Thelonious Sphere Monk : October 10th, 1917 – February 17th, 1982
One of the regrets of my life [I’ve had a few] is that I never took the opportunity to see Thelonious Monk live; but in my novel, In a True Light, Sloane got to see him in my stead. Closest I got.
Sloane, skinny in Levis and a plaid short, has stood in line at the 5 Spot for the best part of an hour and missed most of the first set. Inside, the only seat he’s able to find squashes him close to several others right up against the stage.
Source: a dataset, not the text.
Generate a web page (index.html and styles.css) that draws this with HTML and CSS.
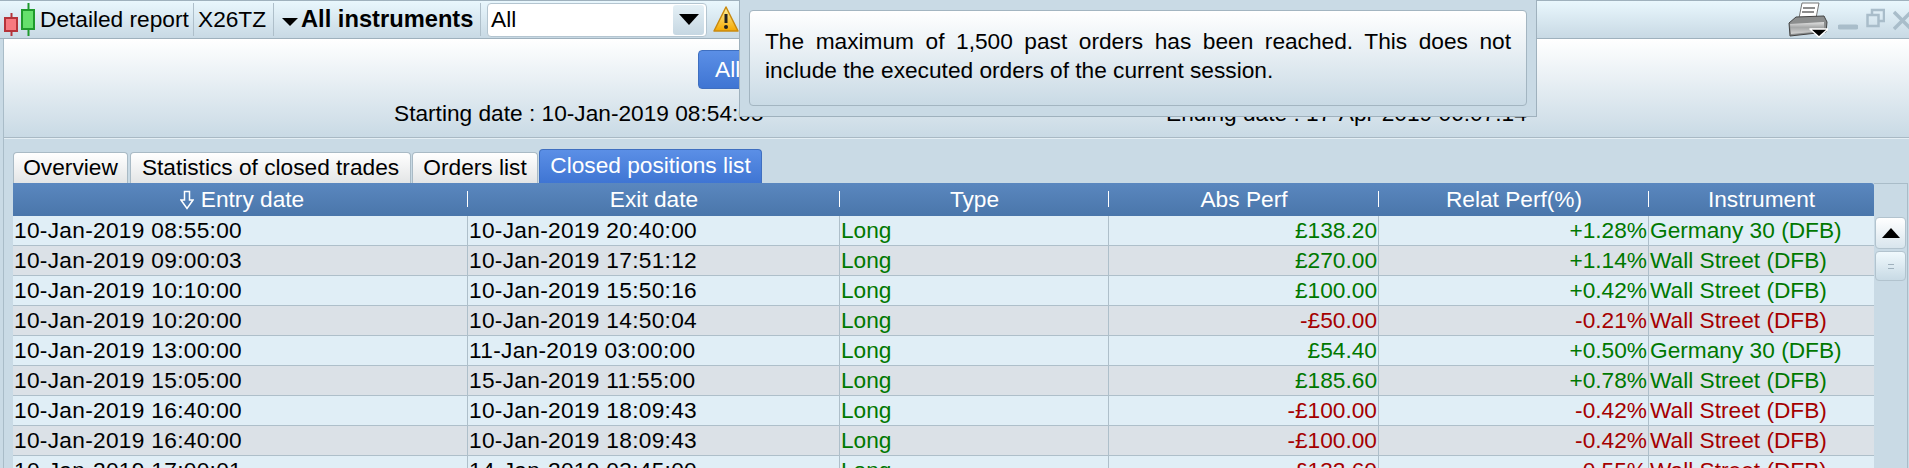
FILE: index.html
```html
<!DOCTYPE html>
<html lang="en">
<head>
<meta charset="utf-8">
<title>Detailed report</title>
<link rel="stylesheet" href="styles.css">
</head>
<body>
<div class="app">
  <header class="toolbar">
    <svg class="logo" viewBox="0 0 36 37" width="36" height="37">
      <path d="M7.500 12V35" stroke="#b5343a" stroke-width="2"/>
      <rect x="1" y="17" width="12" height="13" fill="#f77a80" stroke="#b5343a" stroke-width="2"/>
      <path d="M24.500 2V35" stroke="#1f9a2c" stroke-width="2"/>
      <rect x="18" y="9" width="12" height="19" fill="#66e06c" stroke="#1f9a2c" stroke-width="2"/>
    </svg>
    <span class="tool tool-report">Detailed report</span>
    <span class="tool tool-account">X26TZ</span>
    <span class="tool tool-filter"><i class="caret"></i><b>All instruments</b></span>
    <div class="select"><span>All</span><span class="select-btn"><i class="caret caret-lg"></i></span></div>
    <svg class="warn" viewBox="0 0 26 26" width="26" height="26">
      <defs><linearGradient id="wg" x1="0" y1="0" x2="0" y2="1"><stop offset="0" stop-color="#fff3a0"/><stop offset="1" stop-color="#f5a800"/></linearGradient></defs>
      <path d="M13 1 25 25H1Z" fill="url(#wg)" stroke="#c98a10" stroke-width="1.500" stroke-linejoin="round"/>
      <path d="M13 8v9" stroke="#222" stroke-width="3"/>
      <circle cx="13" cy="21" r="2" fill="#222"/>
    </svg>
    <div class="spacer"></div>
    <svg class="printer" viewBox="0 0 40 37" width="40" height="37">
      <defs><linearGradient id="pg" x1="0" y1="0" x2="0" y2="1"><stop offset="0" stop-color="#e2e2e2"/><stop offset="0.450" stop-color="#a6a8a8"/><stop offset="1" stop-color="#d4d4d4"/></linearGradient></defs>
      <path d="M14 2H31L28 17H11Z" fill="#fff" stroke="#777"/>
      <path d="M15 7H27M14 11H26" stroke="#8d8d8d" stroke-width="2"/>
      <path d="M8 16 36 15 39 21 38 31 2 35 1 22Z" fill="#8b8d8d" stroke="#444"/>
      <path d="M2 23 36 21V30L3 33Z" fill="url(#pg)"/>
      <path d="M22 28H40L31 36Z" fill="#000" stroke="#fff" stroke-width="1.500" stroke-linejoin="round"/>
    </svg>
    <div class="winbtns">
      <svg viewBox="0 0 20 37" width="20" height="37"><path d="M2 26H18" stroke="#a9bdca" stroke-width="5" stroke-linecap="round"/></svg>
      <svg viewBox="0 0 19 37" width="19" height="37"><path d="M6 13V9H18V20H13" fill="none" stroke="#a9bdca" stroke-width="2.500"/><rect x="1.500" y="14" width="11" height="11" fill="none" stroke="#a9bdca" stroke-width="2.500"/></svg>
      <svg viewBox="0 0 16 37" width="16" height="37"><path d="M1 11 18 28M18 11 1 28" stroke="#a9bdca" stroke-width="3.500"/></svg>
    </div>
  </header>

  <main class="panel">
    <section class="summary">
      <div class="range-row"><button class="range-btn">All</button></div>
      <div class="dates">
        <span class="date-start">Starting date : 10-Jan-2019 08:54:05</span>
        <span class="date-end">Ending date : 17-Apr-2019 06:07:14</span>
      </div>
    </section>

    <section class="content">
      <nav class="tabs">
        <span class="tab tab-overview">Overview</span>
        <span class="tab tab-stats">Statistics of closed trades</span>
        <span class="tab tab-orders">Orders list</span>
        <span class="tab tab-active">Closed positions list</span>
      </nav>
      <div class="grid-wrap">
        <div class="grid">
          <div class="row head">
            <div class="cell cell-sorted"><svg class="sort" viewBox="0 0 14 20" width="14" height="20"><path d="M4.500 1.500H9.500V10H13L7 18.500 1 10H4.500Z" fill="none" stroke="#fff" stroke-width="1.500"/></svg>Entry date</div>
            <div class="cell">Exit date</div>
            <div class="cell">Type</div>
            <div class="cell">Abs Perf</div>
            <div class="cell">Relat Perf(%)</div>
            <div class="cell">Instrument</div>
          </div>
          <div class="row up"><div class="cell date">10-Jan-2019 08:55:00</div><div class="cell date">10-Jan-2019 20:40:00</div><div class="cell c-type">Long</div><div class="cell num pl">£138.20</div><div class="cell num pl">+1.28%</div><div class="cell pl">Germany 30 (DFB)</div></div>
          <div class="row alt up"><div class="cell date">10-Jan-2019 09:00:03</div><div class="cell date">10-Jan-2019 17:51:12</div><div class="cell c-type">Long</div><div class="cell num pl">£270.00</div><div class="cell num pl">+1.14%</div><div class="cell pl">Wall Street (DFB)</div></div>
          <div class="row up"><div class="cell date">10-Jan-2019 10:10:00</div><div class="cell date">10-Jan-2019 15:50:16</div><div class="cell c-type">Long</div><div class="cell num pl">£100.00</div><div class="cell num pl">+0.42%</div><div class="cell pl">Wall Street (DFB)</div></div>
          <div class="row alt down"><div class="cell date">10-Jan-2019 10:20:00</div><div class="cell date">10-Jan-2019 14:50:04</div><div class="cell c-type">Long</div><div class="cell num pl">-£50.00</div><div class="cell num pl">-0.21%</div><div class="cell pl">Wall Street (DFB)</div></div>
          <div class="row up"><div class="cell date">10-Jan-2019 13:00:00</div><div class="cell date">11-Jan-2019 03:00:00</div><div class="cell c-type">Long</div><div class="cell num pl">£54.40</div><div class="cell num pl">+0.50%</div><div class="cell pl">Germany 30 (DFB)</div></div>
          <div class="row alt up"><div class="cell date">10-Jan-2019 15:05:00</div><div class="cell date">15-Jan-2019 11:55:00</div><div class="cell c-type">Long</div><div class="cell num pl">£185.60</div><div class="cell num pl">+0.78%</div><div class="cell pl">Wall Street (DFB)</div></div>
          <div class="row down"><div class="cell date">10-Jan-2019 16:40:00</div><div class="cell date">10-Jan-2019 18:09:43</div><div class="cell c-type">Long</div><div class="cell num pl">-£100.00</div><div class="cell num pl">-0.42%</div><div class="cell pl">Wall Street (DFB)</div></div>
          <div class="row alt down"><div class="cell date">10-Jan-2019 16:40:00</div><div class="cell date">10-Jan-2019 18:09:43</div><div class="cell c-type">Long</div><div class="cell num pl">-£100.00</div><div class="cell num pl">-0.42%</div><div class="cell pl">Wall Street (DFB)</div></div>
          <div class="row down"><div class="cell date">10-Jan-2019 17:00:01</div><div class="cell date">14-Jan-2019 03:45:00</div><div class="cell c-type">Long</div><div class="cell num pl">-£132.60</div><div class="cell num pl">-0.55%</div><div class="cell pl">Wall Street (DFB)</div></div>
        </div>
        <aside class="scrollbar">
          <div class="sb-btn"><i class="caret-up"></i></div>
          <div class="sb-thumb"><i class="grip"></i></div>
        </aside>
      </div>
    </section>
  </main>

  <div class="popup">
    <div class="popup-inner">
      <p>The maximum of 1,500 past orders has been reached. This does not include the executed orders of the current session.</p>
    </div>
  </div>
</div>
</body>
</html>
```
FILE: styles.css
```css
* { box-sizing: border-box; }
html, body { margin: 0; padding: 0; }
body {
  width: 1909px;
  height: 468px;
  overflow: hidden;
  font-family: "Liberation Sans", Arial, sans-serif;
  font-size: 22.7px;
  color: #000;
  background: #c9dae5;
}
.app { position: relative; width: 1909px; height: 468px; overflow: hidden; display: flex; flex-direction: column; }

/* toolbar */
.toolbar {
  height: 39px;
  flex: none;
  display: flex;
  align-items: center;
  border-top: 1px solid #9fb1bd;
  border-bottom: 1px solid #9fb1bd;
  background: linear-gradient(#e9f7fd, #c8d9e4);
  padding-left: 4px;
}
.logo { flex: none; }
.tool {
  height: 33px;
  display: flex;
  align-items: center;
  white-space: nowrap;
  border-right: 1px solid #aebfca;
}
.tool-report { width: 154px; }
.tool-account { width: 80px; padding-left: 4px; }
.tool-filter { width: 207px; padding-left: 8px; gap: 3px; }
.tool-filter b { font-weight: 700; font-size: 23.7px; }
.caret { display: block; width: 0; height: 0; border-left: 8px solid transparent; border-right: 8px solid transparent; border-top: 8px solid #000; margin-top: 5px; }
.select .caret-lg { border-left-width: 10px; border-right-width: 10px; border-top-width: 11px; margin-top: 0; }
.select {
  margin-left: 6px;
  width: 220px;
  height: 34px;
  background: #fff;
  border: 1px solid #b4c5d0;
  border-radius: 4px;
  display: flex;
  align-items: center;
  justify-content: space-between;
  padding-left: 3px;
  padding-right: 2px;
}
.select-btn { width: 31px; height: 30px; background: linear-gradient(#e4f0f6, #c6d7e2); border-radius: 3px; display: flex; align-items: center; justify-content: center; }
.warn { margin-left: 6px; flex: none; margin-top: -1px; }
.spacer { flex: 1; }
.printer { flex: none; margin-right: 10px; }
.winbtns { display: flex; gap: 8px; flex: none; }

/* panel */
.panel {
  flex: 1;
  margin-left: 3px;
  border-left: 1px solid #a9bcc8;
  min-height: 0;
  display: flex;
  flex-direction: column;
  background: #c9dae5;
}
.summary {
  height: 99px;
  flex: none;
  background: linear-gradient(#ffffff, #c9dae5);
  border-bottom: 1px solid #a9b9c4;
  box-shadow: 0 1px 0 #e4eef4;
}
.range-row { padding: 11px 0 0 694px; height: 50px; }
.range-btn {
  display: block;
  width: 200px;
  height: 39px;
  border: 1px solid #3f6fc0;
  border-radius: 4px;
  background: linear-gradient(#5b8fe6, #3f75d3);
  color: #fff;
  font: inherit;
  text-align: left;
  padding: 0 0 0 16px;
}
.dates { display: flex; height: 46px; align-items: flex-start; padding-top: 11px; white-space: nowrap; }
.date-start { margin-left: 390px; width: 772px; }

.content { flex: 1; min-height: 0; padding: 11px 0 0 9px; }
.tabs { display: flex; align-items: flex-end; height: 34px; gap: 2px; }
.tab {
  height: 31px;
  display: flex;
  align-items: center;
  justify-content: center;
  padding-bottom: 2px;
  border: 1px solid #a9bac5;
  border-bottom: 0;
  border-radius: 4px 4px 0 0;
  background: linear-gradient(#ffffff, #e3e5e6);
  white-space: nowrap;
}
.tab-overview { width: 115px; }
.tab-stats { width: 281px; }
.tab-orders { width: 126px; margin-left: -1px; }
.tab-active {
  width: 223px;
  height: 34px;
  margin-left: -1px;
  color: #fff;
  background: linear-gradient(#5b8fe6, #3f75d3);
  border-color: #3f6fc0;
}
.grid-wrap { display: flex; width: 1895px; height: 400px; border-right: 1px solid #a9bcc8; }
.grid { width: 1861px; flex: none; overflow: hidden; }
.row {
  display: grid;
  grid-template-columns: 455px 372px 269px 270px 270px 225px;
  height: 30px;
  line-height: 29px;
  border-bottom: 1px solid #aebfca;
  background: #e0eef6;
}
.row.alt { background: #dbe1e7; }
.row.head {
  height: 33px;
  line-height: 32px;
  border-bottom: 0;
  border-radius: 0 3px 0 0;
  background: linear-gradient(#5a87bf, #4a76aa);
  color: #fff;
  text-align: center;
}
.cell { padding: 0 1px; border-right: 1px solid #aebfca; white-space: nowrap; overflow: hidden; }
.cell:last-child { border-right: 0; }
.date { letter-spacing: 0.300px; }
.head .cell { border-right: 0; position: relative; }
.head .cell:not(:last-child)::after {
  content: "";
  position: absolute;
  right: 0;
  top: 8px;
  height: 16px;
  border-right: 1px solid #fff;
}
.head .cell-sorted { padding-left: 4px; }
.sort { vertical-align: -3px; margin-right: 7px; }
.num { text-align: right; }
.c-type { color: #007800; }
.up .pl { color: #007800; }
.down .pl { color: #a50000; }
.scrollbar { flex: 1; border-top: 1px solid #a9bcc8; padding: 33px 1px 0 1px; display: flex; flex-direction: column; gap: 2px; }
.sb-btn, .sb-thumb {
  height: 32px;
  border: 1px solid #b2c3ce;
  border-radius: 4px;
  background: linear-gradient(#ffffff, #d8e5ed);
  display: flex;
  align-items: center;
  justify-content: center;
}
.sb-thumb { height: 30px; background: linear-gradient(#f0f9fd, #c8dae5); }
.caret-up { display: block; width: 0; height: 0; border-left: 9px solid transparent; border-right: 9px solid transparent; border-bottom: 10px solid #000; }
.grip { display: block; width: 6px; height: 5px; border-top: 1px solid #9fb1bd; border-bottom: 1px solid #9fb1bd; }

/* popup */
.popup {
  position: absolute;
  left: 739px;
  top: 0;
  width: 798px;
  height: 117px;
  padding: 10px 9px;
  background: #c9dae5;
  border: 1px solid #9fb1bd;
  border-top: 0;
}
.popup-inner {
  height: 96px;
  border: 1px solid #a3b5c1;
  border-radius: 4px;
  background: linear-gradient(#ffffff, #c9dae5);
  padding: 16px 15px 0;
}
.popup-inner p { margin: 0; line-height: 29px; text-align: justify; }
```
Monk is wearing a pale jacket, loose across his shoulders – pale green – silver and grey striped tie knotted snug against the collar of his white shirt; dark hair neatly, recently trimmed; no hat tonight, no hat – this man who always wears a hat; goatee beard and moustache, dark glasses shielding his eyes. Fingers rolling a little, feeling for a rhythm in the bottom hand; rocking back upon the piano stool, then thrusting forward, elbows angled out, playing with his whole body. And the drummer, seated at Monk’s back, following each movement, listening to each new shift and shuffle, quick and careful as a hawk. Monk’s foot, his right foot, skewing wide and stomping down, punctuating the broken line as, stationed in the piano’s curve, the bassist, eyes closed, feels for an underlying pulse. And alongside him, head down, horn hooked over his shoulder, Coltrane, John Coltrane, focussed, biding his time.
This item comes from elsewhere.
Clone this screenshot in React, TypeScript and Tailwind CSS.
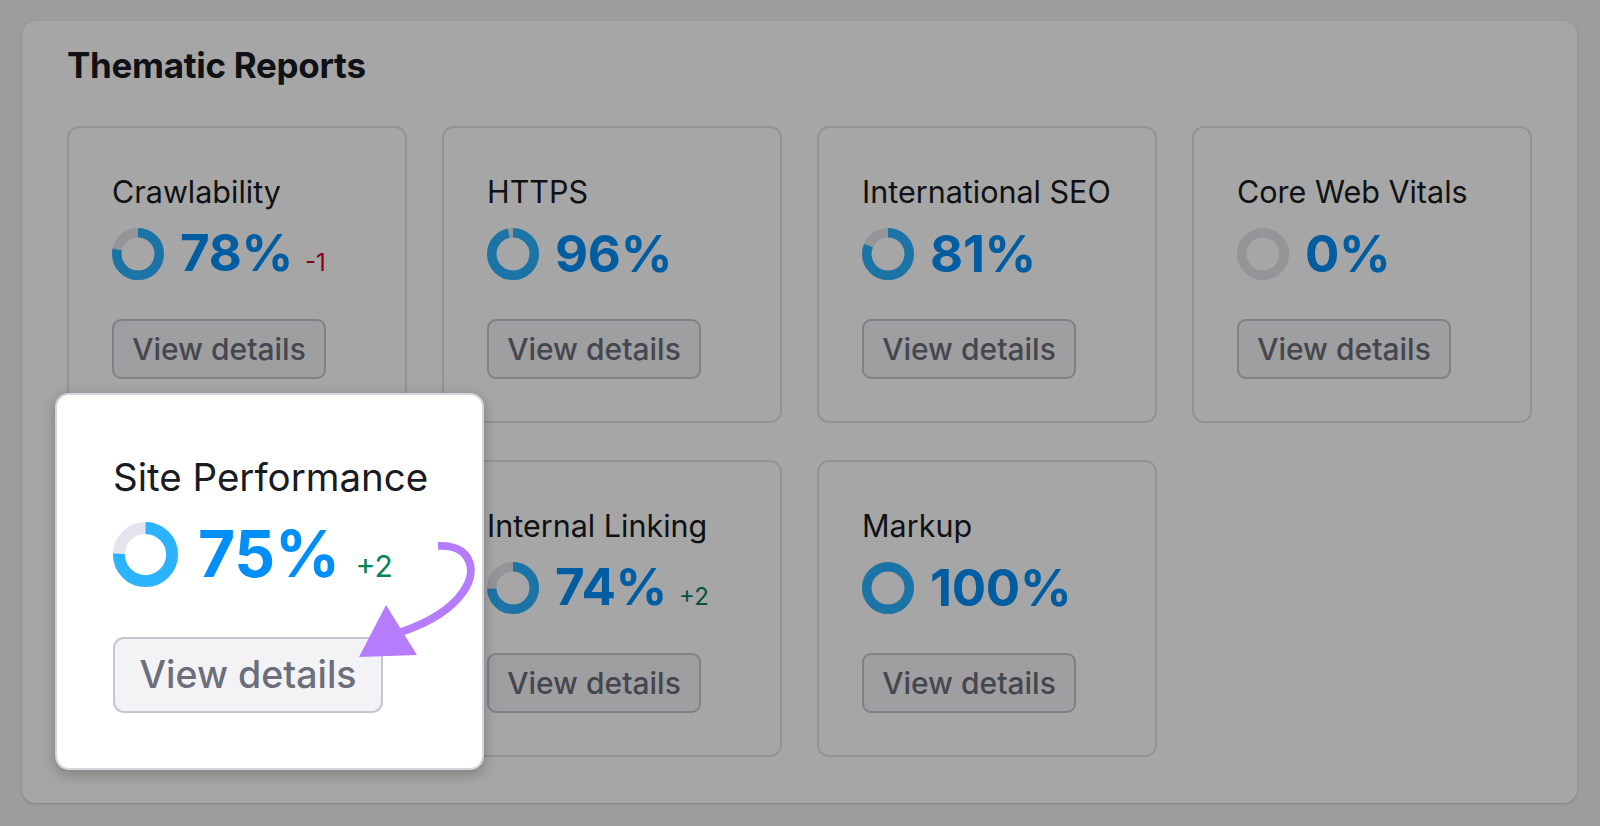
import React from 'react';

type Report = { title: string; pct: number; delta?: string; up?: boolean };

const reports: Report[] = [
  { title: 'Crawlability', pct: 78, delta: '-1', up: false },
  { title: 'HTTPS', pct: 96 },
  { title: 'International SEO', pct: 81 },
  { title: 'Core Web Vitals', pct: 0 },
  { title: 'Site Performance', pct: 75, delta: '+2', up: true },
  { title: 'Internal Linking', pct: 74, delta: '+2', up: true },
  { title: 'Markup', pct: 100 },
];

function Donut({ pct, size }: { pct: number; size: number }) {
  const r = 21.25;
  const c = 2 * Math.PI * r;
  return (
    <svg width={size} height={size} viewBox="0 0 52 52" className="shrink-0">
      <circle cx="26" cy="26" r={r} fill="none" stroke="#e4e4ec" strokeWidth="9.5" />
      {pct > 0 && (
        <circle
          cx="26"
          cy="26"
          r={r}
          fill="none"
          stroke="#2bb3ff"
          strokeWidth="9.5"
          strokeDasharray={`${(c * pct) / 100} ${c}`}
          transform="rotate(-90 26 26)"
        />
      )}
    </svg>
  );
}

function Card({ r }: { r: Report }) {
  return (
    <div className="h-[297px] rounded-[12px] border-2 border-[#e0e1e9] bg-white pl-[43px] pt-[46px]">
      <div className="text-[30.5px] leading-[36px] text-[#191b23]">{r.title}</div>
      <div className="mt-[18px] flex h-[52px] items-center gap-[16px]">
        <Donut pct={r.pct} size={52} />
        <div className="flex items-baseline gap-[12px]">
          <span className="text-[51px] font-bold leading-[52px] tracking-[-0.3px] text-[#008ff8]">{r.pct}%</span>
          {r.delta && (
            <span className={r.up ? 'text-[24px] text-[#00845a]' : 'text-[24px] text-[#d1002f]'}>{r.delta}</span>
          )}
        </div>
      </div>
      <button className="mt-[39px] flex h-[60px] w-[214px] items-center justify-center rounded-[9px] border-2 border-[#c4c7cf] bg-[#f4f4f8] text-[30px] font-medium text-[#6c6e79]">
        View details
      </button>
    </div>
  );
}

function FocusCard() {
  return (
    <div className="absolute left-[55px] top-[393px] h-[377px] w-[429px] rounded-[14px] border-2 border-[#d4d5dd] bg-white pl-[56px] pt-[60px] shadow-[0_4px_14px_rgba(0,0,0,0.25)]">
      <div className="text-[38.5px] leading-[45px] text-[#191b23]">Site Performance</div>
      <div className="mt-[22px] flex h-[65px] items-center gap-[20px]">
        <Donut pct={75} size={65} />
        <div className="flex items-baseline gap-[16px]">
          <span className="text-[64px] font-bold leading-[65px] tracking-[-0.3px] text-[#008ff8]">75%</span>
          <span className="text-[30px] text-[#00845a]">+2</span>
        </div>
      </div>
      <button className="mt-[50px] flex h-[76px] w-[270px] items-center justify-center rounded-[11px] border-2 border-[#c4c7cf] bg-[#f3f3f6] text-[37.5px] font-medium text-[#6c6e79]">
        View details
      </button>
    </div>
  );
}

export default function App() {
  return (
    <div className="relative h-[826px] w-[1600px] overflow-hidden bg-[#f1f1f5] pl-[22px] pt-[21px] font-['Inter',sans-serif]">
      <section className="h-[782px] w-[1555px] rounded-[14px] bg-white px-[45px] pt-[24px] shadow-[0_1px_3px_rgba(0,0,0,0.18)]">
        <h2 className="text-[35px] font-bold leading-[40px] tracking-[-0.3px] text-[#191b23]">Thematic Reports</h2>
        <div className="mt-[41px] grid grid-cols-4 gap-x-[35px] gap-y-[37px]">
          {reports.map((r) => (
            <Card key={r.title} r={r} />
          ))}
        </div>
      </section>

      {/* dim layer */}
      <div className="absolute inset-0 bg-black/35" />

      <FocusCard />

      {/* pointer arrow */}
      <svg className="absolute left-0 top-0" width="1600" height="826" viewBox="0 0 1600 826">
        <path
          d="M438 546 C468 544 480 568 463 592 C449 612 425 624 401 632"
          fill="none"
          stroke="#b57dfd"
          strokeWidth="8"
        />
        <polygon points="359,657 386,605 417,655" fill="#b57dfd" />
      </svg>
    </div>
  );
}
Each night, the same riffs, the same themes torn this way and that – “Ruby, My Dear”, “Round Midnight”, “Blue Monk”. And that evening, Sloane rising awkwardly to let someone squeeze past, and hearing a shout from a table near the side wall – “Jane! Hey, Jane!” – turns his head in time to see a woman near the entrance, dark-haired and smiling at the sound of her name, time enough – just – to see she is beautiful, just how beautiful she is, before Monk launches himself along the keyboard in a clattering arpeggio which calls to mind a man stumbling headlong down a flight of stairs, never quite losing his balance, not falling but saving himself, miraculously, with an upward swoop and a final, ringing double-handed chord.
“I Mean You”. The 5 Spot, September, 1957: the first time Sloan laid eyes on Jane Graham.